Interview: Kueng Caputo
Swiss designers Sarah Kueng and Lovis Caputo have worked together since studying design at the HGKZ School of Art and Design in Zurich. Kueng Caputo produce thoughtful, responsive, designs. There is an emphasis also, says Kueng Caputo, on understatement and improvisation in their work. Here they explain the thinking behind their work for 2016/; an engaging porcelain design with an optical twist.
- What did you find especially interesting about Aritaware?
The tradition of making porcelain in Arita is such that the processes; making clay from porcelain stone, molding, firing, glazing and trading, are divided up and individual companies specialise in each separate aspect. Those divisions of labor are similar to the ones you might find in the car industry, although in Arita much of the manufacturing process involves hand production.
- What were your main ambitions for this collection?
We worked with Mr. Yamaguchi of the Kinemon Toen pottery. He has a
strong commitment to colour, as do we, and so we chose to produce a collection that maximised the Kinemon Toen pottery’s ability at realising colours.
- You called your collection ‘As If ’. What does the name reference?
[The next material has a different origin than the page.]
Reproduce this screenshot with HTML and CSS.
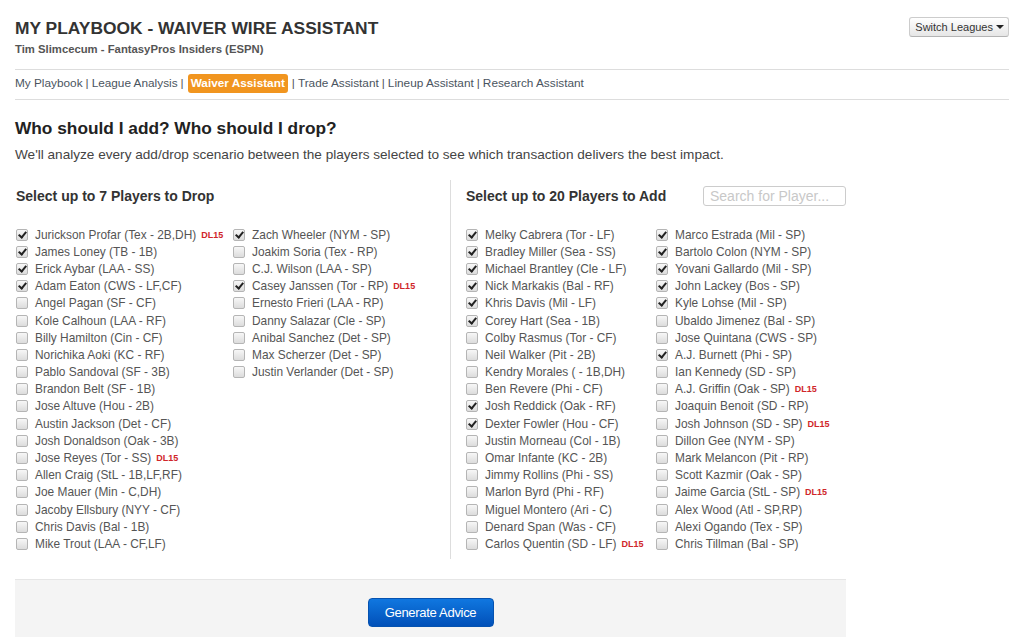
FILE: index.html
```html
<!DOCTYPE html>
<html>
<head>
<meta charset="utf-8">
<title>My Playbook - Waiver Wire Assistant</title>
<link rel="stylesheet" href="styles.css">
</head>
<body>
<div class="page">
  <header class="header">
    <div class="titles">
      <h1 class="title">MY PLAYBOOK - WAIVER WIRE ASSISTANT</h1>
      <div class="subtitle">Tim Slimcecum - FantasyPros Insiders (ESPN)</div>
    </div>
    <button class="switch">Switch Leagues <span class="caret"></span></button>
  </header>
  <nav class="nav">
    <a href="#">My Playbook</a><span class="sep">|</span><a href="#">League Analysis</a><span class="sep">|</span><a href="#" class="active">Waiver Assistant</a><span class="sep">|</span><a href="#">Trade Assistant</a><span class="sep">|</span><a href="#">Lineup Assistant</a><span class="sep">|</span><a href="#">Research Assistant</a>
  </nav>
  <h2 class="heading">Who should I add? Who should I drop?</h2>
  <p class="intro">We'll analyze every add/drop scenario between the players selected to see which transaction delivers the best impact.</p>

  <div class="tool">
    <div class="panels">
      <section class="panel drop">
        <div class="panel-head"><h3>Select up to 7 Players to Drop</h3></div>
        <div class="cols">
          <ul class="col">
            <li><span class="cb on"></span>Jurickson Profar (Tex - 2B,DH)<span class="dl">DL15</span></li>
            <li><span class="cb on"></span>James Loney (TB - 1B)</li>
            <li><span class="cb on"></span>Erick Aybar (LAA - SS)</li>
            <li><span class="cb on"></span>Adam Eaton (CWS - LF,CF)</li>
            <li><span class="cb"></span>Angel Pagan (SF - CF)</li>
            <li><span class="cb"></span>Kole Calhoun (LAA - RF)</li>
            <li><span class="cb"></span>Billy Hamilton (Cin - CF)</li>
            <li><span class="cb"></span>Norichika Aoki (KC - RF)</li>
            <li><span class="cb"></span>Pablo Sandoval (SF - 3B)</li>
            <li><span class="cb"></span>Brandon Belt (SF - 1B)</li>
            <li><span class="cb"></span>Jose Altuve (Hou - 2B)</li>
            <li><span class="cb"></span>Austin Jackson (Det - CF)</li>
            <li><span class="cb"></span>Josh Donaldson (Oak - 3B)</li>
            <li><span class="cb"></span>Jose Reyes (Tor - SS)<span class="dl">DL15</span></li>
            <li><span class="cb"></span>Allen Craig (StL - 1B,LF,RF)</li>
            <li><span class="cb"></span>Joe Mauer (Min - C,DH)</li>
            <li><span class="cb"></span>Jacoby Ellsbury (NYY - CF)</li>
            <li><span class="cb"></span>Chris Davis (Bal - 1B)</li>
            <li><span class="cb"></span>Mike Trout (LAA - CF,LF)</li>
          </ul>
          <ul class="col">
            <li><span class="cb on"></span>Zach Wheeler (NYM - SP)</li>
            <li><span class="cb"></span>Joakim Soria (Tex - RP)</li>
            <li><span class="cb"></span>C.J. Wilson (LAA - SP)</li>
            <li><span class="cb on"></span>Casey Janssen (Tor - RP)<span class="dl">DL15</span></li>
            <li><span class="cb"></span>Ernesto Frieri (LAA - RP)</li>
            <li><span class="cb"></span>Danny Salazar (Cle - SP)</li>
            <li><span class="cb"></span>Anibal Sanchez (Det - SP)</li>
            <li><span class="cb"></span>Max Scherzer (Det - SP)</li>
            <li><span class="cb"></span>Justin Verlander (Det - SP)</li>
          </ul>
        </div>
      </section>
      <section class="panel add">
        <div class="panel-head"><h3>Select up to 20 Players to Add</h3><input class="search" type="text" placeholder="Search for Player..."></div>
        <div class="cols">
          <ul class="col">
            <li><span class="cb on"></span>Melky Cabrera (Tor - LF)</li>
            <li><span class="cb on"></span>Bradley Miller (Sea - SS)</li>
            <li><span class="cb on"></span>Michael Brantley (Cle - LF)</li>
            <li><span class="cb on"></span>Nick Markakis (Bal - RF)</li>
            <li><span class="cb on"></span>Khris Davis (Mil - LF)</li>
            <li><span class="cb on"></span>Corey Hart (Sea - 1B)</li>
            <li><span class="cb"></span>Colby Rasmus (Tor - CF)</li>
            <li><span class="cb"></span>Neil Walker (Pit - 2B)</li>
            <li><span class="cb"></span>Kendry Morales ( - 1B,DH)</li>
            <li><span class="cb"></span>Ben Revere (Phi - CF)</li>
            <li><span class="cb on"></span>Josh Reddick (Oak - RF)</li>
            <li><span class="cb on"></span>Dexter Fowler (Hou - CF)</li>
            <li><span class="cb"></span>Justin Morneau (Col - 1B)</li>
            <li><span class="cb"></span>Omar Infante (KC - 2B)</li>
            <li><span class="cb"></span>Jimmy Rollins (Phi - SS)</li>
            <li><span class="cb"></span>Marlon Byrd (Phi - RF)</li>
            <li><span class="cb"></span>Miguel Montero (Ari - C)</li>
            <li><span class="cb"></span>Denard Span (Was - CF)</li>
            <li><span class="cb"></span>Carlos Quentin (SD - LF)<span class="dl">DL15</span></li>
          </ul>
          <ul class="col">
            <li><span class="cb on"></span>Marco Estrada (Mil - SP)</li>
            <li><span class="cb on"></span>Bartolo Colon (NYM - SP)</li>
            <li><span class="cb on"></span>Yovani Gallardo (Mil - SP)</li>
            <li><span class="cb on"></span>John Lackey (Bos - SP)</li>
            <li><span class="cb on"></span>Kyle Lohse (Mil - SP)</li>
            <li><span class="cb"></span>Ubaldo Jimenez (Bal - SP)</li>
            <li><span class="cb"></span>Jose Quintana (CWS - SP)</li>
            <li><span class="cb on"></span>A.J. Burnett (Phi - SP)</li>
            <li><span class="cb"></span>Ian Kennedy (SD - SP)</li>
            <li><span class="cb"></span>A.J. Griffin (Oak - SP)<span class="dl">DL15</span></li>
            <li><span class="cb"></span>Joaquin Benoit (SD - RP)</li>
            <li><span class="cb"></span>Josh Johnson (SD - SP)<span class="dl">DL15</span></li>
            <li><span class="cb"></span>Dillon Gee (NYM - SP)</li>
            <li><span class="cb"></span>Mark Melancon (Pit - RP)</li>
            <li><span class="cb"></span>Scott Kazmir (Oak - SP)</li>
            <li><span class="cb"></span>Jaime Garcia (StL - SP)<span class="dl">DL15</span></li>
            <li><span class="cb"></span>Alex Wood (Atl - SP,RP)</li>
            <li><span class="cb"></span>Alexi Ogando (Tex - SP)</li>
            <li><span class="cb"></span>Chris Tillman (Bal - SP)</li>
          </ul>
        </div>
      </section>
    </div>
    <div class="actions">
      <button class="generate">Generate Advice</button>
    </div>
  </div>
</div>
</body>
</html>
```
FILE: styles.css
```css
* { box-sizing: border-box; }
html, body { margin: 0; padding: 0; background: #fff; }
body {
  font-family: "Liberation Sans", Arial, sans-serif;
  color: #555;
  overflow: hidden;
}
.page { padding: 0 15px; }

.header {
  display: flex;
  justify-content: space-between;
  align-items: flex-start;
  padding-top: 17px;
  padding-bottom: 13px;
  border-bottom: 1px solid #ddd;
}
.title {
  margin: 0;
  font-size: 17.4px;
  line-height: 22px;
  font-weight: bold;
  color: #333;
}
.subtitle {
  margin-top: 3px;
  font-size: 11.3px;
  line-height: 14px;
  font-weight: bold;
  color: #555;
}
.switch {
  margin-top: 0;
  height: 20px;
  padding: 0 4px 0 5px;
  font-family: "Liberation Sans", Arial, sans-serif;
  font-size: 11px;
  color: #333;
  background: linear-gradient(#ffffff, #e6e6e6);
  border: 1px solid #ccc;
  border-bottom-color: #b3b3b3;
  border-radius: 3px;
  display: flex;
  align-items: center;
  gap: 3px;
}
.caret {
  display: inline-block;
  width: 0; height: 0;
  border-left: 4px solid transparent;
  border-right: 4px solid transparent;
  border-top: 4px solid #222;
}

.nav {
  padding: 4px 0 6px;
  font-size: 11.8px;
  line-height: 19px;
  border-bottom: 1px solid #ddd;
  display: flex;
  align-items: center;
}
.nav a { color: #4a5460; text-decoration: none; }
.nav .sep { color: #555; padding: 0 3px; }
.nav a.active {
  background: #f1951f;
  color: #fff;
  font-weight: bold;
  padding: 0 3px;
  border-radius: 3px;
  margin: 0 1px;
}

.heading {
  margin: 17px 0 0;
  font-size: 17.3px;
  line-height: 22px;
  font-weight: bold;
  color: #222;
}
.intro {
  margin: 7px 0 0;
  font-size: 13.6px;
  line-height: 18px;
  color: #444;
}

.tool { width: 831px; margin-top: 16px; }
.panels { display: flex; }
.panel { padding-top: 6px; }
.panel.drop { width: 435px; padding-left: 1px; }
.panel.add {
  width: 396px;
  border-left: 1px solid #ddd;
  padding-left: 15px;
  padding-bottom: 6px;
}
.panel-head {
  display: flex;
  justify-content: space-between;
  align-items: center;
  height: 20px;
}
.panel-head h3 {
  margin: 0;
  font-size: 14px;
  line-height: 18px;
  font-weight: bold;
  color: #333;
}
.search {
  width: 143px;
  height: 20px;
  border: 1px solid #ccc;
  border-radius: 3px;
  padding: 0 6px;
  font-family: "Liberation Sans", Arial, sans-serif;
  font-size: 14px;
  color: #555;
}
.search::placeholder { color: #c8c8c8; }

.cols { display: flex; margin-top: 20px; }
.drop .col { width: 235px; }
.add .col { width: 206px; }
.col { list-style: none; margin: 0; padding: 0; }
.col li {
  display: flex;
  align-items: center;
  height: 17.2px;
  font-size: 11.9px;
  color: #555;
  white-space: nowrap;
}
.cb {
  flex: none;
  width: 12px;
  height: 12px;
  margin-right: 7px;
  border: 1px solid #b5b5b5;
  border-radius: 2px;
  background: linear-gradient(#f7f7f7, #dcdcdc);
  position: relative;
}
.cb.on::after {
  content: "";
  position: absolute;
  left: 3px;
  top: 0px;
  width: 3px;
  height: 6px;
  border-right: 2px solid #222;
  border-bottom: 2px solid #222;
  transform: rotate(40deg);
}
.dl {
  margin-left: 5px;
  font-size: 9px;
  font-weight: bold;
  color: #d0262a;
}

.actions {
  margin-top: 20px;
  background: #f4f4f4;
  border-top: 1px solid #e6e6e6;
  padding: 18px 0 20px;
  display: flex;
  justify-content: center;
}
.generate {
  width: 126px;
  height: 29px;
  border: 1px solid #0552b0;
  border-radius: 4px;
  background: linear-gradient(#1077e0, #0150b8);
  color: #fff;
  font-family: "Liberation Sans", Arial, sans-serif;
  font-size: 13px;
  letter-spacing: -0.3px;
}
```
‘As If’ is a reflection on the visual illusion that was an aspect of our design: Kinemon Toen specialise in a sprayed glaze, we used this to create a shadow-like gradient across the surface of the porcelain tableware and accessories. The technique creates an illusion similar to when light hits an object and casts a shadow. It is a play with the depth of the object, a play of shadows and light. Glaze normally contains components of glass and is reflective but we developed a matte color glaze without these in order to achieve the final effect, we didn't want any light reflecting on the surface. It was difficult to produce as the glass components in a glaze usually add strength. But Kinemon Toen didn't give up and made a glaze that was entirely matte but also strong enough for use.
- What does Kinemon Toen pottery specialise in?
The Airbrush techniques of Mr. Yamaguchi! They are Godlike! Only Kinemon Toen could have made our design. Although we are not able to speak Japanese and Mr Yamaguchi does not speak English we succeeded in creating together this unusual technique. We also had great support from Yoriko, David and the 2016/ team who translated not only language, but also interpreted the design thinking approach and the traditional craft point of view between us both.
- Did you come across any obstacles in the design process?
The development of porcelain takes time. Prototypes need to go through the same process as a final object; they must be built, dried, fired, glazed and fired again. It can easily take one week. Also, we are based in Switzerland and so we could not visit the pottery often. Porcelain material sometimes needs improvisation on the spot and there were occasions where we missed being there.
- Can you sum up your experience of working with porcelain for the first time?
Every material has its own particular characteristics. It has been great to learn, in detail, about one material’s traditional way of production. It has been an irreplaceable experience. Everything we experienced in Arita helped us come to our final design.